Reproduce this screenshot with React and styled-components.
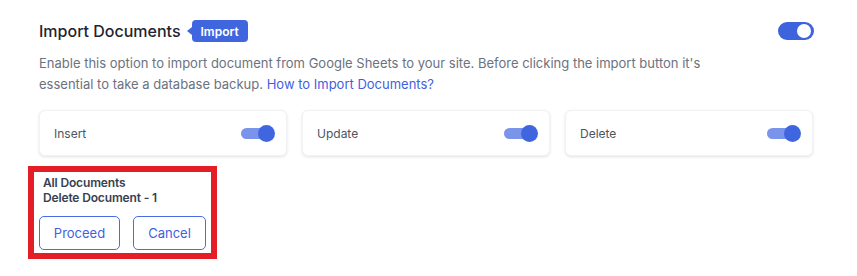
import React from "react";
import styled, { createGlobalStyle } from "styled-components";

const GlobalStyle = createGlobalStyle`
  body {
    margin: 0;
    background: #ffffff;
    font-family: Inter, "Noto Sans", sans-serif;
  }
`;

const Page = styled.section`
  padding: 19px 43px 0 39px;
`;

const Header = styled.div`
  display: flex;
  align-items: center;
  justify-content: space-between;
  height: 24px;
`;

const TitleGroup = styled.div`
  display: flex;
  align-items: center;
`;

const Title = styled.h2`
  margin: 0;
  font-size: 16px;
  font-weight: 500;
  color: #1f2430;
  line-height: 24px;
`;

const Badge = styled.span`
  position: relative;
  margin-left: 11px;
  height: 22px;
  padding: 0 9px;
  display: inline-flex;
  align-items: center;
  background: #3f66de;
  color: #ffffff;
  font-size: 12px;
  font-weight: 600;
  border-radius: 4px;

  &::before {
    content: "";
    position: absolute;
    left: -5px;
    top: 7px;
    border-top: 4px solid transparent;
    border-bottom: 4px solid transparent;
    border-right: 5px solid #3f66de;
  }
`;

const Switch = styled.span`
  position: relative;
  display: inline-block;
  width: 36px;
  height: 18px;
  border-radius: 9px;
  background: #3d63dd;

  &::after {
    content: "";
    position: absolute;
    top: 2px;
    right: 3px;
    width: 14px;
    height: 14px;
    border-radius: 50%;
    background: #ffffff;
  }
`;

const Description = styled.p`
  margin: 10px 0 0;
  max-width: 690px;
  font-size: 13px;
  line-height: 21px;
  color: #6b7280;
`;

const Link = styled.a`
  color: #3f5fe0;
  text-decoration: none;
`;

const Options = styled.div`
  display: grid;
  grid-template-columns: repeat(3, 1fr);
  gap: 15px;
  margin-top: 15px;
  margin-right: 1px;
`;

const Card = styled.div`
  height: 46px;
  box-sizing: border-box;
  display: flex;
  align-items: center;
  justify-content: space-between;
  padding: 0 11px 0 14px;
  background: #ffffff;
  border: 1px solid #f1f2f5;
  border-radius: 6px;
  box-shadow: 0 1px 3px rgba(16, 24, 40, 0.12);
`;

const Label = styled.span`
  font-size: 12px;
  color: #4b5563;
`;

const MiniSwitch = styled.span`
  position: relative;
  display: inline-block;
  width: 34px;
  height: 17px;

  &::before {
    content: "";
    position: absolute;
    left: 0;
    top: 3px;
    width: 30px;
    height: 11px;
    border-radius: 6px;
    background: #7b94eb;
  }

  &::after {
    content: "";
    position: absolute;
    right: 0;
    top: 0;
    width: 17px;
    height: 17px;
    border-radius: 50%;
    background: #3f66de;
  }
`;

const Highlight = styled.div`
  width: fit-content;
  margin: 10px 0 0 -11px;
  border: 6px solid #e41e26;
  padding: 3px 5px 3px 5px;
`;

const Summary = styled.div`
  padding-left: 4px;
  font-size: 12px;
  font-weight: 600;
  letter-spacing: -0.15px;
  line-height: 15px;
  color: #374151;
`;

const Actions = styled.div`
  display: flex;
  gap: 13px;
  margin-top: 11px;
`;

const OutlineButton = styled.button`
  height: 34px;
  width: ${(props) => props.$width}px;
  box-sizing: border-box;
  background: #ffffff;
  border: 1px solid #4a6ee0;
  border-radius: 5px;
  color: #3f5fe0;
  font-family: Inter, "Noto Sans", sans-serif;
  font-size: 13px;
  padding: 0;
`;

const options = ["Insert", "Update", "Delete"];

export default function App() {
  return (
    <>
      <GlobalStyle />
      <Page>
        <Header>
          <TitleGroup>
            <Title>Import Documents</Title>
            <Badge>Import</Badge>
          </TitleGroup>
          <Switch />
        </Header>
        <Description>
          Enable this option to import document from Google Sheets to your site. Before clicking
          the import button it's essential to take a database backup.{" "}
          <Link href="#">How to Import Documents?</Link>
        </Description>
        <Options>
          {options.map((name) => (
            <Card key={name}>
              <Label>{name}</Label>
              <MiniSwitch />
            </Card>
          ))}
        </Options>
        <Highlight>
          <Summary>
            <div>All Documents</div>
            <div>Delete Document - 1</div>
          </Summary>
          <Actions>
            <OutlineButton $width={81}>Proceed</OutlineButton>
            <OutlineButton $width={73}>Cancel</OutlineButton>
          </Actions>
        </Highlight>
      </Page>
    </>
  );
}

## Exercise aim
Your copy of the data above should match it exactly, except that pictures are left out.

## Task response
Reproduce this screenshot with React and styled-components.
import React from "react";
import styled, { createGlobalStyle } from "styled-components";

const GlobalStyle = createGlobalStyle`
  body {
    margin: 0;
    background: #ffffff;
    font-family: Inter, "Noto Sans", sans-serif;
  }
`;

const Page = styled.section`
  padding: 19px 43px 0 39px;
`;

const Header = styled.div`
  display: flex;
  align-items: center;
  justify-content: space-between;
  height: 24px;
`;

const TitleGroup = styled.div`
  display: flex;
  align-items: center;
`;

const Title = styled.h2`
  margin: 0;
  font-size: 16px;
  font-weight: 500;
  color: #1f2430;
  line-height: 24px;
`;

const Badge = styled.span`
  position: relative;
  margin-left: 11px;
  height: 22px;
  padding: 0 9px;
  display: inline-flex;
  align-items: center;
  background: #3f66de;
  color: #ffffff;
  font-size: 12px;
  font-weight: 600;
  border-radius: 4px;

  &::before {
    content: "";
    position: absolute;
    left: -5px;
    top: 7px;
    border-top: 4px solid transparent;
    border-bottom: 4px solid transparent;
    border-right: 5px solid #3f66de;
  }
`;

const Switch = styled.span`
  position: relative;
  display: inline-block;
  width: 36px;
  height: 18px;
  border-radius: 9px;
  background: #3d63dd;

  &::after {
    content: "";
    position: absolute;
    top: 2px;
    right: 3px;
    width: 14px;
    height: 14px;
    border-radius: 50%;
    background: #ffffff;
  }
`;

const Description = styled.p`
  margin: 10px 0 0;
  max-width: 690px;
  font-size: 13px;
  line-height: 21px;
  color: #6b7280;
`;

const Link = styled.a`
  color: #3f5fe0;
  text-decoration: none;
`;

const Options = styled.div`
  display: grid;
  grid-template-columns: repeat(3, 1fr);
  gap: 15px;
  margin-top: 15px;
  margin-right: 1px;
`;

const Card = styled.div`
  height: 46px;
  box-sizing: border-box;
  display: flex;
  align-items: center;
  justify-content: space-between;
  padding: 0 11px 0 14px;
  background: #ffffff;
  border: 1px solid #f1f2f5;
  border-radius: 6px;
  box-shadow: 0 1px 3px rgba(16, 24, 40, 0.12);
`;

const Label = styled.span`
  font-size: 12px;
  color: #4b5563;
`;

const MiniSwitch = styled.span`
  position: relative;
  display: inline-block;
  width: 34px;
  height: 17px;

  &::before {
    content: "";
    position: absolute;
    left: 0;
    top: 3px;
    width: 30px;
    height: 11px;
    border-radius: 6px;
    background: #7b94eb;
  }

  &::after {
    content: "";
    position: absolute;
    right: 0;
    top: 0;
    width: 17px;
    height: 17px;
    border-radius: 50%;
    background: #3f66de;
  }
`;

const Highlight = styled.div`
  width: fit-content;
  margin: 10px 0 0 -11px;
  border: 6px solid #e41e26;
  padding: 3px 5px 3px 5px;
`;

const Summary = styled.div`
  padding-left: 4px;
  font-size: 12px;
  font-weight: 600;
  letter-spacing: -0.15px;
  line-height: 15px;
  color: #374151;
`;

const Actions = styled.div`
  display: flex;
  gap: 13px;
  margin-top: 11px;
`;

const OutlineButton = styled.button`
  height: 34px;
  width: ${(props) => props.$width}px;
  box-sizing: border-box;
  background: #ffffff;
  border: 1px solid #4a6ee0;
  border-radius: 5px;
  color: #3f5fe0;
  font-family: Inter, "Noto Sans", sans-serif;
  font-size: 13px;
  padding: 0;
`;

const options = ["Insert", "Update", "Delete"];

export default function App() {
  return (
    <>
      <GlobalStyle />
      <Page>
        <Header>
          <TitleGroup>
            <Title>Import Documents</Title>
            <Badge>Import</Badge>
          </TitleGroup>
          <Switch />
        </Header>
        <Description>
          Enable this option to import document from Google Sheets to your site. Before clicking
          the import button it's essential to take a database backup.{" "}
          <Link href="#">How to Import Documents?</Link>
        </Description>
        <Options>
          {options.map((name) => (
            <Card key={name}>
              <Label>{name}</Label>
              <MiniSwitch />
            </Card>
          ))}
        </Options>
        <Highlight>
          <Summary>
            <div>All Documents</div>
            <div>Delete Document - 1</div>
          </Summary>
          <Actions>
            <OutlineButton $width={81}>Proceed</OutlineButton>
            <OutlineButton $width={73}>Cancel</OutlineButton>
          </Actions>
        </Highlight>
      </Page>
    </>
  );
}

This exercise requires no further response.